# Who's your buddy



## MSnowy (Nov 8, 2019)

Friendliest Red-tailed Hawk around. I walked by within 5ft of it and it never even flinched. Then it dove near my feet to catch a mole.


----------



## Dean_Gretsch (Nov 8, 2019)

The reflection in the eye of #2 is the winner of the set, imo. Really a great set.


----------



## MSnowy (Nov 8, 2019)

Dean_Gretsch said:


> The reflection in the eye of #2 is the winner of the set, imo. Really a great set.



Thanks


----------



## Irishwhistler (Nov 8, 2019)

Mike,
That is just an outstanding set.  Well done.

Cheers,
Mikey ☘️


----------



## MSnowy (Nov 8, 2019)

Thanks Mikey


----------



## Irishwhistler (Nov 8, 2019)

MSnowy said:


> Thanks Mikey



Ye be most welcomed Mate, outstanding bird photography !

Cheers,
Mike ☘️


----------



## SquarePeg (Nov 8, 2019)

Great set!




Dean_Gretsch said:


> The reflection in the eye of #2 is the winner of the set, imo. Really a great set.
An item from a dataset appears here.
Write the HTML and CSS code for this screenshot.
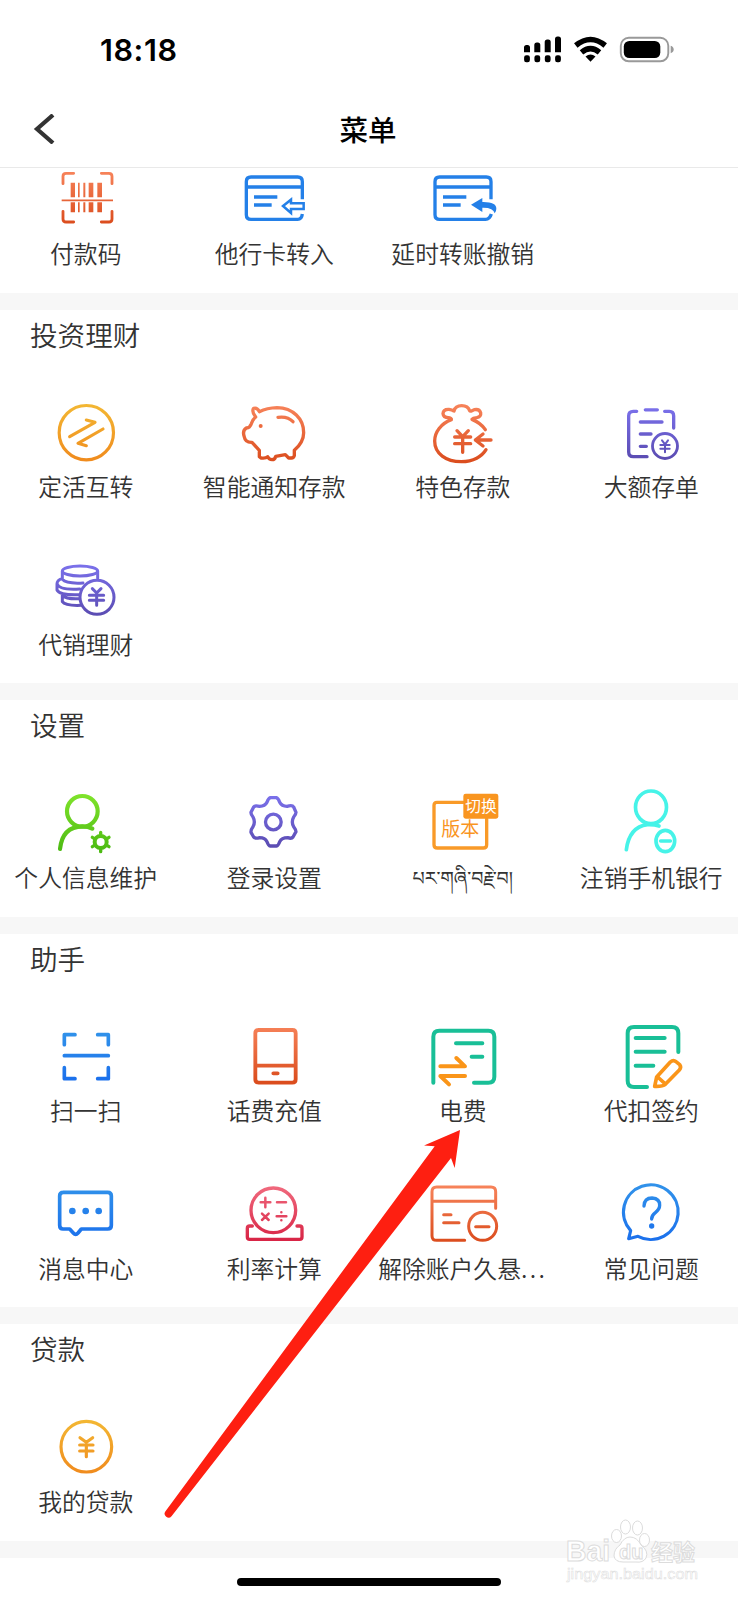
FILE: index.html
```html
<!DOCTYPE html>
<html lang="zh-CN">
<head>
<meta charset="utf-8">
<title>菜单</title>
<link rel="stylesheet" href="styles.css">
</head>
<body>
<svg class="defs" width="0" height="0" aria-hidden="true">
  <defs>
    <linearGradient id="orange"><stop offset="0" stop-color="#f7835a"/><stop offset="1" stop-color="#db4d1e"/></linearGradient>
    <linearGradient id="blue"><stop offset="0" stop-color="#3091ea"/><stop offset="1" stop-color="#1b70ec"/></linearGradient>
    <linearGradient id="purple"><stop offset="0" stop-color="#7a70ea"/><stop offset="1" stop-color="#5b4cb2"/></linearGradient>
    <linearGradient id="amber"><stop offset="0" stop-color="#f3b733"/><stop offset="1" stop-color="#f08b1d"/></linearGradient>
    <linearGradient id="oA" href="#orange" gradientUnits="userSpaceOnUse" x1="0" x2="0" y1="35" y2="190"/>
    <linearGradient id="oB" href="#orange" gradientUnits="userSpaceOnUse" x1="0" x2="0" y1="42" y2="215"/>
    <linearGradient id="oE" href="#orange" gradientUnits="userSpaceOnUse" x1="0" x2="0" y1="530" y2="695"/>
    <linearGradient id="bD" href="#blue" gradientUnits="userSpaceOnUse" x1="0" x2="0" y1="70" y2="210"/>
    <linearGradient id="bE" href="#blue" gradientUnits="userSpaceOnUse" x1="0" x2="0" y1="530" y2="695"/>
    <linearGradient id="pB" href="#purple" gradientUnits="userSpaceOnUse" x1="0" x2="0" y1="55" y2="205"/>
    <linearGradient id="pC" href="#purple" gradientUnits="userSpaceOnUse" x1="0" x2="0" y1="528" y2="678"/>
    <linearGradient id="pS" href="#purple" gradientUnits="userSpaceOnUse" x1="0" x2="0" y1="350" y2="502"/>
    <linearGradient id="aB" href="#amber" gradientUnits="userSpaceOnUse" x1="0" x2="0" y1="42" y2="212"/>
    <linearGradient id="aL" href="#amber" gradientUnits="userSpaceOnUse" x1="0" x2="0" y1="362" y2="522"/>
    <linearGradient id="gS" gradientUnits="userSpaceOnUse" x1="0" x2="0" y1="345" y2="515"><stop offset="0" stop-color="#7fe32b"/><stop offset="1" stop-color="#4cba12"/></linearGradient>
    <linearGradient id="rE" gradientUnits="userSpaceOnUse" x1="0" x2="0" y1="532" y2="692"><stop offset="0" stop-color="#f0697d"/><stop offset="1" stop-color="#d82546"/></linearGradient>
  </defs>
</svg>

<header class="top">
  <div class="status">
    <span class="clock">18:18</span>
    <svg class="indicators" width="152" height="28" viewBox="523 36 152 28">
      <path d="M524 47.500q0-2.500 2.500-2.500h1q2.500 0 2.500 2.500v4.700h-6zM534.300 45q0-2.500 2.500-2.500h1q2.500 0 2.500 2.500v7.200h-6zM544.700 42q0-2.500 2.500-2.500h1q2.500 0 2.500 2.500v10.200h-6zM555 39q0-2.500 2.500-2.500h1q2.500 0 2.500 2.500v13.200h-6z" fill="#000"/>
      <path d="M526.300 57.500h1.400v2.600h-1.400zM536.600 57.500h1.400v2.600h-1.400zM547 57.500h1.400v2.600h-1.400zM557.300 57.500h1.400v2.600h-1.400z" fill="#000" stroke="#000" stroke-width="4.400" stroke-linejoin="round"/>
      <path d="M575.800 45.500Q590.500 33.500 605.200 45.500M581.500 52.300Q590.500 45 599.500 52.300" fill="none" stroke="#000" stroke-width="5.500"/>
      <path d="M585.500 56.500Q590.500 52.300 595.500 56.500L590.500 61.800Z" fill="#000"/>
      <rect x="620.800" y="37.800" width="47.500" height="23.500" rx="8" fill="none" stroke="#999" stroke-width="1.900"/>
      <rect x="623.800" y="41" width="36.500" height="17" rx="5.500" fill="#000"/>
      <path d="M670.700 45.800q3 1 3 3.700t-3 3.700z" fill="#999"/>
    </svg>
  </div>
  <nav class="nav">
    <svg class="back" width="22" height="30" viewBox="0 0 22 30"><path d="M20 1L4 15L20 29" fill="none" stroke="#333" stroke-width="4.200"/></svg>
    <h1 class="title">菜单</h1>
  </nav>
</header>

<main>
  <section class="section section-scrolled">
    <div class="grid">
      <a class="item">
        <svg class="icon" viewBox="137 -5 240 240" stroke="url(#oA)" stroke-width="8.500"><path d="M188 72V50q0-9 9-9h23M303 41h23q9 0 9 9v22M188 155v23q0 9 9 9h23M303 187h23q9 0 9-9v-23"/><path d="M211 69h13v44h-13zM233 69h5v44h-5zM249 69h6v44h-6zM265 69h14v44h-14zM291 69h14v44h-14zM211 128h13v30h-13zM233 128h5v30h-5zM249 128h6v30h-6zM265 128h14v30h-14zM291 128h14v30h-14zM184 119.500h154v5H184z" fill="url(#oA)" stroke="none"/></svg>
        <span class="label">付款码</span>
      </a>
      <a class="item">
        <svg class="icon butt" viewBox="703 -5 240 240" stroke="#2480e8" stroke-width="10"><path d="M908 119V66q0-14-14-14H754q-14 0-14 14v99q0 14 14 14h140q12 0 14-16M740 82h168M763 112h70M763 136h53"/><path d="M850 139l24-19v11h38v17h-38v12z" stroke-width="7.500"/></svg>
        <span class="label">他行卡转入</span>
      </a>
      <a class="item">
        <svg class="icon butt" viewBox="161 -5 240 240" stroke="#2480e8" stroke-width="10"><path d="M365 119V66q0-14-14-14H211q-14 0-14 14v99q0 14 14 14h138q12 0 17-16M197 82h168M221 112h70M221 136h53"/><path d="M305 135l34-20v12q42-1 42 20 0 8-5 14-4-18-37-17v13z" fill="#2480e8" stroke="none"/></svg>
        <span class="label">延时转账撤销</span>
      </a>
    </div>
  </section>

  <section class="section">
    <h2 class="heading">投资理财</h2>
    <div class="grid">
      <a class="item">
        <svg class="icon" viewBox="137 5 240 240" stroke="url(#aB)" stroke-width="9.500"><circle cx="258" cy="127" r="81.500"/><path d="M208 139L284 96L258 89M308 116L233 159L258 166"/></svg>
        <span class="label">定活互转</span>
      </a>
      <a class="item">
        <svg class="icon" viewBox="703 5 240 240" stroke="url(#oB)" stroke-width="10"><path d="M779 64Q802 53 832 52C880 53 912 85 912 127C912 150 902 164 884 180V196Q882 204 873 203H867L857 193L828 198Q826 208 817 208Q808 208 804 199Q798 205 784 203L779 199V180L757 156Q737 157 734 140Q727 121 740 113Q751 112 755 100Q758 88 768 80Q755 63 762 54Q773 51 779 64Z"/><path d="M835 81Q864 77 880 94"/><circle cx="783" cy="107" r="6" fill="#ed6b3e" stroke="none"/></svg>
        <span class="label">智能通知存款</span>
      </a>
      <a class="item">
        <svg class="icon" viewBox="161 5 240 240" stroke="url(#oB)" stroke-width="10"><path d="M348 118Q335 98 308 87Q311 83 322 82Q336 80 334 67Q330 55 315 58Q303 65 301 61Q296 46 277 46Q258 46 254 62Q248 58 239 57Q222 56 221 70Q222 82 238 82Q248 84 246 88C215 100 196 125 196 152C196 190 230 214 276 214C312 214 338 198 350 178M263 121l17 18 17-18M280 140v46M256 140h48M256 160h48M318 149h47M341 131L318 149L341 167"/></svg>
        <span class="label">特色存款</span>
      </a>
      <a class="item">
        <svg class="icon" viewBox="727 5 240 240" stroke="url(#pB)" stroke-width="10"><path d="M804 63h-10q-14 0-14 14v108q0 14 14 14h41M830 58.500h36M888 63h14q13 0 13 14v36M815 95h65M815 131h32M815 168h18"/><circle cx="889" cy="167" r="37.500" stroke-width="8.500"/><path d="M880 150l9 12 9-12M889 162v24M875 164h28M875 175h28" stroke-width="6"/></svg>
        <span class="label">大额存单</span>
      </a>
      <a class="item">
        <svg class="icon" viewBox="137 478 240 240" stroke="url(#pC)" stroke-width="9"><ellipse cx="239" cy="544" rx="53" ry="15"/><path d="M186 545v24q12 14 62 11M292 545v21M186 566q-16 6-16 16 6 20 68 16M170 582v19q8 16 66 14M186 613v23q9 13 56 11M186 617q12 12 52 10"/><circle cx="290" cy="623" r="51" fill="#fff"/><path d="M276 597l13 13 13-13M289 610v37M267 617h43M267 632h43"/></svg>
        <span class="label">代销理财</span>
      </a>
    </div>
  </section>

  <section class="section">
    <h2 class="heading">设置</h2>
    <div class="grid">
      <a class="item">
        <svg class="icon" viewBox="137 307 240 240" stroke="url(#gS)" stroke-width="12.500"><circle cx="246" cy="395" r="46"/><path d="M179 508Q186 441 246 440Q264 440 276 447"/><circle cx="301" cy="487" r="18" stroke-width="12"/><path d="M301 458v6M301 510v6M276 473l5 3M321 498l5 3M276 501l5-3M321 476l5-3" stroke-width="10"/></svg>
        <span class="label">个人信息维护</span>
      </a>
      <a class="item">
        <svg class="icon" viewBox="703 307 240 240" stroke="url(#pS)" stroke-width="10"><path d="M812 354H830Q836 356 840 368Q846 380 862 380Q878 375 882 382L889 398Q889 404 882 412Q874 427 882 441Q889 450 889 456L880 472Q876 478 864 474Q846 474 840 486Q836 498 830 499H812Q806 498 802 486Q796 474 780 474Q766 478 762 472L754 458Q753 450 760 441Q768 427 760 412Q753 404 754 398L762 382Q766 376 780 380Q796 380 802 368Q806 356 812 354Z"/><circle cx="821" cy="427" r="23.500"/></svg>
        <span class="label">登录设置</span>
      </a>
      <a class="item">
        <svg class="icon" viewBox="161 37 240 240" stroke="#f99a28" stroke-width="10"><path d="M282 98H203q-9 0-9 9v118q0 10 10 10h138q10 0 10-10V147"/><rect x="282" y="72" width="105" height="75" rx="7" fill="#f9951f" stroke="none"/><text class="badge-text" x="335" y="127">切换</text><text class="version-text" x="273" y="199">版本</text></svg>
        <span class="label tibetan" lang="bo">པར་གཞི་བརྗེ་བ།</span>
      </a>
      <a class="item">
        <svg class="icon" viewBox="727 37 240 240" stroke="#46f3e8" stroke-width="11"><ellipse cx="847" cy="113" rx="46.500" ry="49"/><path d="M773 240Q782 172 836 165Q856 164 871 169"/><ellipse cx="890" cy="214" rx="28" ry="32"/><path d="M876 214h29"/></svg>
        <span class="label">注销手机银行</span>
      </a>
    </div>
  </section>

  <section class="section">
    <h2 class="heading">助手</h2>
    <div class="grid">
      <a class="item">
        <svg class="icon" viewBox="137 18 240 240" stroke="url(#bD)" stroke-width="11"><path d="M192 104V74h32M292 74h32v30M192 173v33h32M292 206h32v-33M192 137h132"/></svg>
        <span class="label">扫一扫</span>
      </a>
      <a class="item">
        <svg class="icon" viewBox="703 18 240 240" stroke="url(#oB)" stroke-width="11.500"><path d="M777 60h101q10 0 10 10v138q0 10-10 10H777q-10 0-10-10V70q0-10 10-10ZM768 167h120M821 190h13"/></svg>
        <span class="label">话费充值</span>
      </a>
      <a class="item">
        <svg class="icon" viewBox="161 18 240 240" stroke="#19bf97" stroke-width="12"><path d="M192 218V80q0-18 18-18h147q18 0 18 18v120q0 18-18 18h-43M260 100h79M307 140h32"/><path d="M213 169h74l-26-25M287 198H213l26 25" stroke="#fa9519"/></svg>
        <span class="label">电费</span>
      </a>
      <a class="item">
        <svg class="icon" viewBox="727 18 240 240" stroke="#19bf97" stroke-width="12"><path d="M929 126V70q0-19-19-19H796q-19 0-19 19v142q0 19 19 19h39M801 84h87M801 125h87M801 167h53"/><path d="M858 229L864 201L905 156Q914 148 922 155L933 164Q939 172 932 180L890 223Q882 230 858 229ZM867 201L888 220" stroke="#fa9519" stroke-width="11"/></svg>
        <span class="label">代扣签约</span>
      </a>
      <a class="item">
        <svg class="icon" viewBox="137 491 240 240" stroke="url(#bE)" stroke-width="11"><path d="M188 549h134q11 0 11 11v88q0 11-11 11h-79l-10 12q-7 8-14 0l-11-12h-20q-10 0-10-11v-88q0-11 11-11z"/><path d="M216 605h.1M256 605h.1M295 605h.1" stroke-width="20"/></svg>
        <span class="label">消息中心</span>
      </a>
      <a class="item">
        <svg class="icon" viewBox="703 491 240 240" stroke="url(#rE)" stroke-width="10"><circle cx="821" cy="603" r="67"/><path d="M758 650h-8q-7 0-7 7v26q0 7 7 7h150q7 0 7-7v-26q0-7-7-7h-8"/><path d="M797 565v29M783 579h29M832 579h27M787 613l20 19M807 613l-20 19M831 621h29M845 609h.1M845 633h.1" stroke-width="7.500"/></svg>
        <span class="label">利率计算</span>
      </a>
      <a class="item">
        <svg class="icon" viewBox="161 491 240 240" stroke="url(#oE)" stroke-width="9"><path d="M379 597V547q0-14-14-14H202q-14 0-14 14v132q0 14 14 14h84M188 576h190M223 616h22M223 640h46"/><circle cx="340" cy="651" r="42"/><path d="M319 652h40"/></svg>
        <span class="label">解除账户久悬<span class="dots">...</span></span>
      </a>
      <a class="item">
        <svg class="icon" viewBox="727 491 240 240" stroke="url(#bE)" stroke-width="9.500"><path d="M780 688L786 664A82 82 0 1 1 808 681Z"/><path d="M826 590Q827 566 850 566Q874 568 873 588Q873 600 860 610Q849 618 849 629" stroke-width="10"/><circle cx="849" cy="650" r="8" fill="#2078eb" stroke="none"/></svg>
        <span class="label">常见问题</span>
      </a>
    </div>
  </section>

  <section class="section">
    <h2 class="heading">贷款</h2>
    <div class="grid">
      <a class="item">
        <svg class="icon" viewBox="137 320 240 240" stroke="url(#aL)" stroke-width="9.500"><circle cx="258" cy="442" r="76"/><path d="M239 415l19 14 19-14M258 429v43M238 437h40M238 455h40"/></svg>
        <span class="label">我的贷款</span>
      </a>
    </div>
  </section>
</main>

<div class="home-indicator"></div>

<svg class="pointer" width="300" height="392" viewBox="163 1128 300 392"><path d="M460 1130L424 1145.500L434.700 1146.200L165.300 1511.500A3.900 3.900 0 0 0 171.500 1516.200L451 1158L454.700 1168Z" fill="#fe1f11"/></svg>

<svg class="watermark" width="140" height="72" viewBox="560 1515 140 72">
  <g class="mark-outline">
    <text x="566" y="1561" class="mark-name" textLength="44" lengthAdjust="spacingAndGlyphs">Bai</text>
    <ellipse cx="616.500" cy="1536" rx="5" ry="6.500"/><ellipse cx="625.500" cy="1527" rx="5" ry="7"/><ellipse cx="637.500" cy="1528" rx="5" ry="7"/><ellipse cx="644.500" cy="1540" rx="5" ry="6.500"/>
    <path d="M630 1537Q637 1537 641 1545Q649 1551 646 1558Q643 1563 636 1562H623Q615 1562 614 1556Q614 1549 620 1545Q624 1537 630 1537Z"/>
    <text x="619" y="1559" class="mark-du">du</text>
    <text x="651" y="1559.500" class="mark-cn">经验</text>
    <text x="567" y="1579" class="mark-url" textLength="131" lengthAdjust="spacingAndGlyphs">jingyan.baidu.com</text>
  </g>
</svg>
</body>
</html>
```
FILE: styles.css
```css
* {
  box-sizing: border-box;
}

body {
  position: relative;
  width: 738px;
  height: 1600px;
  margin: 0;
  overflow: hidden;
  background: #fff;
  color: #333;
  font-family: "Noto Sans CJK SC", "Noto Sans", sans-serif;
}

.defs {
  position: absolute;
}

.top {
  position: relative;
  z-index: 1;
  height: 168px;
  border-bottom: 1.5px solid #e9e9e9;
  background: #fff;
}

.status {
  display: flex;
  align-items: center;
  justify-content: space-between;
  height: 100px;
  padding: 0 63px 0 100px;
}

.clock {
  color: #000;
  font: 600 30.500px/1 Inter, sans-serif;
  letter-spacing: .6px;
}

.nav {
  display: flex;
  align-items: center;
  height: 59px;
  padding: 0 34px;
}

.title {
  flex: 1;
  margin: 0 23px 2px 0;
  color: #000;
  font-size: 28.500px;
  font-weight: 500;
  line-height: 40px;
  text-align: center;
}

.back {
  margin: 0 0 1px -1px;
}

.section {
  border-bottom: 17.1px solid #f7f7f7;
}

.section-scrolled {
  margin-top: -32.900px;
}

.heading {
  margin: 0;
  padding: 0 0 9.800px 30px;
  font-size: 27.600px;
  font-weight: 350;
  line-height: 48.800px;
}

.grid {
  display: grid;
  grid-template-columns: repeat(4, 188.500px);
  grid-auto-rows: 157.600px;
  margin: 0 -7.500px 0 -8.500px;
}

.item {
  display: flex;
  flex-direction: column;
  align-items: center;
  justify-content: flex-end;
  padding-bottom: 24.900px;
}

.icon {
  width: 80px;
  height: 80px;
  flex: none;
  margin: 0 .5px -.6px 0;
  fill: none;
  stroke-linecap: round;
  stroke-linejoin: round;
}

.butt {
  stroke-linecap: butt;
  stroke-linejoin: miter;
}

.label {
  font-size: 23.800px;
  font-weight: 350;
  line-height: 30px;
  white-space: nowrap;
}

.dots {
  letter-spacing: 2.400px;
}

.tibetan {
  height: 30px;
  padding-top: 7px;
  font-family: "Noto Sans Tibetan", "Noto Serif Tibetan", "Noto Sans CJK SC", sans-serif;
  font-size: 19px;
  font-weight: 400;
}

.badge-text,
.version-text {
  stroke: none;
  text-anchor: middle;
}

.badge-text {
  fill: #fff;
  font-size: 47px;
}

.version-text {
  fill: #f9951f;
  font-size: 57px;
}

.home-indicator {
  width: 264px;
  height: 8px;
  margin: 20px auto 0;
  border-radius: 4px;
  background: #000;
}

.pointer {
  position: absolute;
  top: 1128px;
  left: 163px;
}

.watermark {
  position: absolute;
  top: 1515px;
  left: 560px;
}

.mark-outline {
  fill: #fff;
  stroke: #dcdcdc;
  stroke-width: 1;
}

.mark-name {
  font: 700 29px "Liberation Sans", sans-serif;
}

.mark-du {
  font: 700 20px "Liberation Sans", sans-serif;
}

.mark-cn {
  font-size: 22px;
  font-weight: 700;
}

.mark-url {
  font: 400 15px "Liberation Sans", sans-serif;
  stroke-width: .5;
}
```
that caught my eye as well!


----------



## MSnowy (Nov 8, 2019)

SquarePeg said:


> Great set!
> 
> 
> 
> ...



Thanks


----------



## jcdeboever (Nov 8, 2019)

Wow! So beautiful.  Wonderful renders


----------



## MSnowy (Nov 8, 2019)

jcdeboever said:


> Wow! So beautiful.  Wonderful renders



Thanks


----------



## Jeff15 (Nov 9, 2019)

Very good shooting.......


----------



## edsland (Nov 9, 2019)

Really cool set


----------



## zombiesniper (Nov 9, 2019)

Excellent set. Image 2 nominated for POTM.


----------



## K9Kirk (Nov 9, 2019)

Awesome set, verrry nice! My Kmart crystal ball tells me that somewhere in there may be Nov.'s potm.


----------



## Jeff G (Nov 9, 2019)

Beautiful set, I was showing these to my wife and even got a "wow!" from her!


----------



## pjaye (Nov 9, 2019)

Absolutely gorgeous.


----------



## Flying Panda (Nov 9, 2019)

Awesome captures!   The oppurtunity seeing such a majestic bird so close, all the while having your camera with you, must have been similar to a hunter seeing a large buck and experiencing "buck fever".


----------



## PJM (Nov 9, 2019)

Magnificent shots!


----------



## MSnowy (Nov 9, 2019)

Jeff15 said:


> Very good shooting.......





edsland said:


> Really cool set



Thanks


----------



## MSnowy (Nov 9, 2019)

zombiesniper said:


> Excellent set. Image 2 nominated for POTM.


 
Thanks appreciate it


----------



## MSnowy (Nov 9, 2019)

K9Kirk said:


> Awesome set, verrry nice! My Kmart crystal ball tells me that somewhere in there may be Nov.'s potm.





Jeff G said:


> Beautiful set, I was showing these to my wife and even got a "wow!" from her!





pjaye said:


> Absolutely gorgeous.



Thanks


----------



## MSnowy (Nov 9, 2019)

Flying Panda said:


> Awesome captures!   The oppurtunity seeing such a majestic bird so close, all the while having your camera with you, must have been similar to a hunter seeing a large buck and experiencing "buck fever".





PJM said:


> Magnificent shots!



Thank you


----------



## willard3 (Nov 12, 2019)

Comida!


----------



## Vic Peek (Nov 12, 2019)

Absolutely beautiful - No. 2 my choice


----------



## LRLala (Nov 12, 2019)

Superb pictures!!


----------